Clearly the situation isn’t hopeless: When they have time for parks and nature, children, and I’d venture to say adults too, come to care for them. When they don’t have those experiences, it’s a different story.

One important step toward increasing the time both children and adults spend in wild nature — and thereby the chance that they will continue to advocate for our national parks and wildlands — is extending Americans’ vacation time. We now have the shortest vacations in the industrial world and are among only a handful of countries — the others are all small and very poor — that do not require any paid vacation time for workers. The median American vacation of about a week — and even the average of two weeks — does not provide enough time for serious immersion in natural rhythms. And more than a quarter of American workers — most very low-paid — have no paid vacation days at all. By contrast, Europeans get a minimum of four weeks of paid vacation time and numerous other holidays.
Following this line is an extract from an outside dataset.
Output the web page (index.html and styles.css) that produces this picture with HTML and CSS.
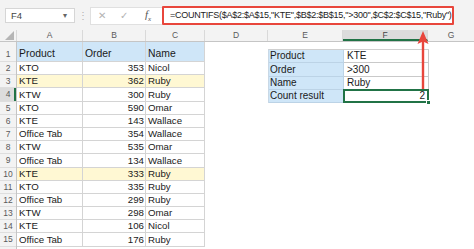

Senator Bernie Sanders, a 2016 Presidential candidate, has proposed a two-week minimum paid vacation for American workers. Gael Tarleton, a Washington State Representative, entered a similar bill in her state legislature. Environmentalists would be wise to support such legislation, to assure more time in nature and greater support for conservation.

Not surprisingly, it was our greatest nineteenth-century environmentalist, John Muir, often called “the Father of the national parks,” who first proposed a paid vacation law — in 1876. “We work too much and rest too little,” Muir declared then, urging a law that would allow everyone, no matter their gender, race, or class, to have time to enjoy nature. “Compulsory education may be good,” Muir added pointedly, “but compulsory recreation may be better.”

As we celebrate the centennial of our National Park Service, we would do well to remember that we need time for nature and parks — to appreciate them, advocate for them, and protect them.